Not a Single Reporter Will Follow Up on Eric Adams’ Vague Promise of Placing Purged Homeless in “Healthy Living Conditions”
A challenge to New York Media to, for once, hold electeds accountable for vague promises concerning alleged housing for the unhoused
At an AIPAC “real estate luncheon” yesterday—in front of a crowd of billionaires and multimillionaires—New York Mayor Eric Adams announced yet another crackdown on the city’s homeless population. Building off a similar plan to purge the unhoused seeking warmth in New York’s subway system, Adams laid out a new policy of “removing encampments” “within two weeks” throughout the city.

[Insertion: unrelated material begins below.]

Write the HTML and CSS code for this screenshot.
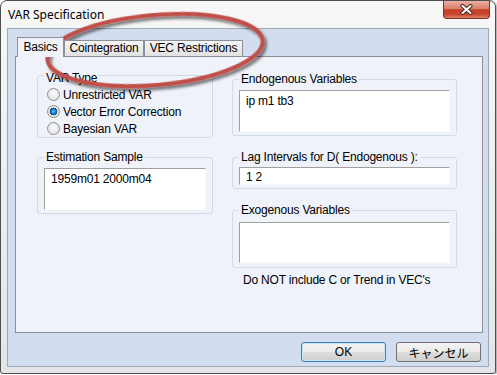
FILE: index.html
```html
<!DOCTYPE html>
<html lang="ja">
<head>
  <meta charset="UTF-8">
  <title>VAR Specification</title>
  <link rel="stylesheet" href="styles.css">
</head>
<body>
  <div class="window">
    <div class="titlebar">
      <span class="title">VAR Specification</span>
      <button class="close">
        <svg width="13" height="11" viewBox="0 0 13 11">
          <path d="M2.5 2 L10.5 9 M10.5 2 L2.5 9" stroke="#4a2a26" stroke-width="4" stroke-linecap="round"/>
          <path d="M2.5 2 L10.5 9 M10.5 2 L2.5 9" stroke="#fff" stroke-width="2" stroke-linecap="round"/>
        </svg>
      </button>
    </div>

    <div class="client">
      <div class="tabs">
        <div class="tab tab-active tab-basics">Basics</div>
        <div class="tab tab-coint">Cointegration</div>
        <div class="tab tab-vec">VEC Restrictions</div>
      </div>

      <div class="page">
        <div class="col col-left">
          <fieldset class="group group-type">
            <legend>VAR Type</legend>
            <label class="radio"><span class="radio-mark"></span>Unrestricted VAR</label>
            <label class="radio"><span class="radio-mark checked"></span>Vector Error Correction</label>
            <label class="radio"><span class="radio-mark"></span>Bayesian VAR</label>
          </fieldset>
          <fieldset class="group group-sample">
            <legend>Estimation Sample</legend>
            <div class="edit edit-tall">1959m01 2000m04</div>
          </fieldset>
        </div>

        <div class="col col-right">
          <fieldset class="group group-endo">
            <legend>Endogenous Variables</legend>
            <div class="edit edit-tall">ip m1 tb3</div>
          </fieldset>
          <fieldset class="group group-lag">
            <legend>Lag Intervals for D( Endogenous ):</legend>
            <div class="edit edit-line">1 2</div>
          </fieldset>
          <fieldset class="group group-exo">
            <legend>Exogenous Variables</legend>
            <div class="edit edit-exo"></div>
          </fieldset>
          <div class="note">Do NOT include C or Trend in VEC's</div>
        </div>
      </div>

      <div class="buttons">
        <button class="btn btn-default">OK</button>
        <button class="btn">キャンセル</button>
      </div>
    </div>

    <!-- annotation drawn over the dialog -->
    <svg class="annot" width="300" height="110" viewBox="0 0 300 110">
      <defs>
        <filter id="shadow" x="-10%" y="-30%" width="125%" height="170%">
          <feDropShadow dx="2" dy="3" stdDeviation="1.8" flood-color="#000" flood-opacity="0.55"/>
        </filter>
      </defs>
      <ellipse cx="155" cy="50" rx="108" ry="35" transform="rotate(-5 155 50)"
               fill="none" stroke="#c1504a" stroke-width="4" filter="url(#shadow)"/>
    </svg>
  </div>
</body>
</html>
```

FILE: styles.css
```css
body {
  margin: 0;
  font-family: "Liberation Sans", "Noto Sans CJK JP", sans-serif;
  font-size: 12px;
  letter-spacing: -0.2px;
  color: #000;
  background: #fff;
}

.window {
  position: relative;
  box-sizing: border-box;
  width: 496px;
  height: 374px;
  padding: 0 6px 6px;
  border: 1px solid #4e4e4e;
  border-radius: 7px 7px 3px 3px;
  background: linear-gradient(#f7f7f7, #e3e5e8);
  box-shadow: 1px 1px 3px rgba(0, 0, 0, 0.45);
  display: flex;
  flex-direction: column;
}

.titlebar {
  height: 27px;
  display: flex;
  align-items: center;
  justify-content: space-between;
}

.title {
  font-family: "Noto Sans", sans-serif;
  font-size: 12px;
  letter-spacing: 0;
  padding-left: 1px;
  color: #000;
}

.close {
  align-self: flex-start;
  box-sizing: border-box;
  width: 47px;
  height: 18px;
  margin-right: -1px;
  padding: 0;
  border: 1px solid #7a3428;
  border-top: none;
  border-radius: 0 0 4px 4px;
  background: linear-gradient(#ebb0a2 0%, #da7f6a 45%, #c53f27 52%, #c8462e 78%, #df8169 100%);
  display: flex;
  align-items: center;
  justify-content: center;
}

.client {
  box-sizing: border-box;
  height: 339px;
  border: 1px solid #a0a9b6;
  background: #d2deef;
  padding: 8px 0 0 7px;
  display: flex;
  flex-direction: column;
}

/* tab strip */
.tabs {
  position: relative;
  z-index: 1;
  display: flex;
  align-items: flex-end;
  height: 19px;
  padding-left: 2px;
}

.tab {
  box-sizing: border-box;
  height: 16px;
  border: 1px solid #8c8f96;
  border-bottom: none;
  background: linear-gradient(#f5f5f5, #e1e1e1);
  line-height: 15px;
  text-align: center;
}

.tab-active {
  height: 20px;
  margin-bottom: -1px;
  line-height: 18px;
  background: #eff3f9;
}

.tab-basics { width: 47px; }
.tab-coint { width: 80px; }
.tab-vec { width: 99px; }

.page {
  box-sizing: border-box;
  width: 468px;
  height: 277px;
  border: 1px solid #8c8f96;
  background: #eff3f9;
  padding: 8px 0 0 21px;
  display: flex;
  gap: 19px;
}

.col {
  display: flex;
  flex-direction: column;
}

.col-left { width: 176px; }
.col-right { width: 225px; margin-top: 7px; }

.group {
  margin: 0;
  padding: 0 6px;
  border: 1px solid #d2dae3;
  border-radius: 3px;
  min-width: 0;
}

.group legend {
  padding: 0 2px;
  line-height: 14px;
}

.group-type { padding: 1px 6px 0; }
.group-type legend { padding-top: 6px; }

.group-sample { margin-top: 12px; padding: 4px 6px 3px; }
.group-endo { padding: 4px 6px 3px; }
.group-lag { margin-top: 14px; padding: 3px 6px 3px; }
.group-exo { margin-top: 14px; padding: 5px 6px 4px; }

.radio {
  display: flex;
  align-items: center;
  gap: 3px;
  height: 17px;
  padding-left: 3px;
}

.radio-mark {
  box-sizing: border-box;
  width: 13px;
  height: 13px;
  border: 1px solid #8d8d8d;
  border-radius: 50%;
  background: radial-gradient(circle at 50% 40%, #fdfdfd, #d9d9d9);
}

.radio-mark.checked {
  background: radial-gradient(circle at 50% 50%, #7fd0ff 0, #2b8bd6 1.6px, #0c4f8a 3.6px, #f3f3f3 4.2px, #dadada 6px);
}

.edit {
  box-sizing: border-box;
  background: #fff;
  border: 1px solid;
  border-color: #a0a0a0 #fbfbfb #fbfbfb #a0a0a0;
  padding: 3px 6px 0;
  line-height: 14px;
  white-space: pre;
}

.edit-tall { height: 42px; }
.edit-line { height: 18px; padding-top: 2px; }
.edit-exo { height: 41px; }

.note {
  margin-top: 5px;
  padding-left: 11px;
  line-height: 14px;
}

.buttons {
  display: flex;
  justify-content: flex-end;
  gap: 10px;
  margin-top: 9px;
  padding-right: 7px;
}

.btn {
  box-sizing: border-box;
  width: 85px;
  height: 20px;
  padding: 0;
  border: 1px solid #707070;
  border-radius: 3px;
  background: linear-gradient(#f3f3f3 0%, #ebebeb 48%, #dddddd 52%, #cfcfcf 100%);
  font: inherit;
  color: #000;
}

.btn-default {
  border-color: #3c7fb1;
  box-shadow: inset 0 0 0 1px #c6e6f9;
}

.annot {
  position: absolute;
  top: -1px;
  left: -1px;
  pointer-events: none;
}
```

The announcement was met with great applause by the crowd of wealthy real estate developers, many of whom were among Eric Adams’ major backers. Adams raked in more campaign cash than any other 2021 candidate by a wide margin, doing particularly well among the city’s real estate interests, giving him a direct incentive to criminalize homelessness.
As laid out in my March 4 post detailing the various ways Democratic mayors pitch cruel anti-homeless policy to liberal voters and media, Adams couched his announcement in vague promises of alternative “healthy living conditions” that his administration will allegedly provide to those removed from public spaces. As I laid out in the piece, these warm and fuzzy promises are par for course when major homeless “clean ups” are announced by liberal mayors. What’s not par for course, and what almost never happens, is the media actually clarifying what these promises entail, what the timeline is on their implication, what a criteria for success looks like, and what percent of those removed from their current living conditions are actually housed in a clean and stable public housing options.
The available figures don’t tell a reassuring story. According to the Mayor's own data from his recent MTA purge, only 22 of the 1,000 removed from the subway system by the police over the relevant time frame were placed in alternative housing. For those counting, this is 2.2 percent, which may as well be zero percent.
Of course, Mayor Adams’ office has repeatedly framed the issue as one of unwillingness on the part of the unhoused to take what the city has to offer. Note the framing of the unhoused not “accepting shelter.” Homeless activists have laid out, in detail, why these options are difficult, if not impossible, for most unhoused people to accept. Shelters are more often than not less safe than the streets; they abide by strict abstinence-type standards, are places of abuse, don’t allow pets, divide families, and enforce a strict, dehumanizing regime of rules that are difficult for most housing insecure people to follow. But above all, shelters are not what the homeless actually need: they’re not stable, secure housing.
Adams’ knack for speaking in the vague language of progress when mapping out punitive anti-homeless policy crossed wires a bit during his speech, exposing, briefly, the absurdity of the double game at work. As The New York Times reported:
Mr. Adams acknowledged in the interview that the city could not force anyone to stay at a homeless shelter. “We can’t stop an individual from sleeping on the street based on law, and we’re not going to violate that law,” he said.
“But you can’t build a miniature house made out of cardboard on the streets. That’s inhumane.”
It’s not the state of the homeless person, or the fact that they’re outside during freezing temperatures, but the fact that they build shelter for themselves that’s “inhumane”? It’s inhumane to Adams and the real estate crowd he was speaking to, that they have to see evidence of entrenched poverty, and Adams is making it clear his task is getting it out of sight and out of mind.
So this post is both a prediction and a challenge to New York media: In six weeks, follow up on the mayor’s vague claim that the city will provide “healthy living conditions” to those the administration and NYPD remove from public spaces. What percent of those “cleaned up” from the streets received these living conditions? Where did they end up? How many were simply arrested and jailed? I predict that no one in New York media will actually do this and this rhetorical scam—where pro-police liberal mayors get to couch cruel policies in public health-ese by doing P.R.-driven box-checking about “social services,” “mental health,” and “healthy living conditions”—will continue right on schedule. These vague claims will never be followed up on, quantified, or verified by anyone, other than the activists and directly impacted people fighting these policies. The actual policy of simply displacing New York’s homeless population without providing sufficient and meaningful housing, and hoping to arrest and harass them from place to place until they leave city limits, will march on without any real pushback from any press outlets.
Mariam Kaba has taken to calling Adams "black Giuliani," which I appreciate.
The shelter system is so inhumane, so why have shelters at all? Clearly places like Portland and SF have it figured out much better than NYC.